Seorang pengguna mencari produk "Samsung A53" dan menambahkannya ke keranjang. QA melakukan functional testing untuk memastikan bahwa:

      Produk tampil dalam hasil pencarian

      Tombol “Tambah ke Keranjang” berfungsi dengan baik

      Total harga di keranjang otomatis diperbarui sesuai harga produk

Jika fungsi-fungsi ini gagal, pengguna bisa merasa kecewa dan membatalkan transaksi. Functional testing memastikan alur dasar tetap berjalan sesuai harapan.

Kasus 2: Regression Testing di Fintech

Fitur “Tarik Tunai Tanpa Kartu (Cardless)” baru saja ditambahkan. Setelah integrasi fitur tersebut, QA melakukan regression testing untuk memverifikasi bahwa:

      Fitur lama seperti “Transfer Antar Bank” tetap berfungsi normal

      Tidak ada error saat proses login atau logout

      UI tidak mengalami perubahan tak terduga

Regression testing sangat penting untuk mencegah bug tersembunyi yang bisa menciptakan masalah besar jika dilewatkan, terutama di aplikasi keuangan.

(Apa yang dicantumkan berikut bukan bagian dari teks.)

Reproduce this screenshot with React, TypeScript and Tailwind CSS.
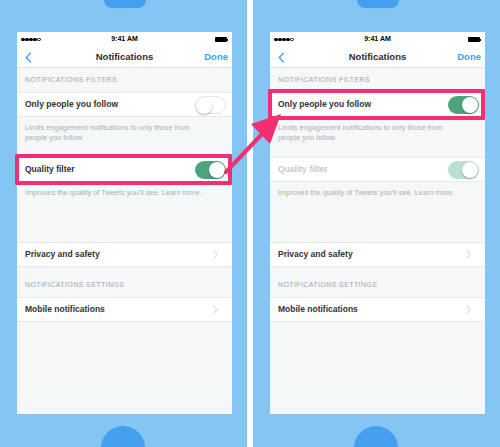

Kasus 3: Performance Testing di Situs Penjualan Tiket

Situs penjualan tiket konser akan dibuka pada pukul 10 pagi. QA menjalankan performance testing dengan simulasi 100.000 pengguna yang mengakses sistem secara bersamaan.

Tanpa performance testing, sistem bisa down saat momen puncak ini, yang dapat menyebabkan kerugian besar, baik dari sisi bisnis maupun reputasi.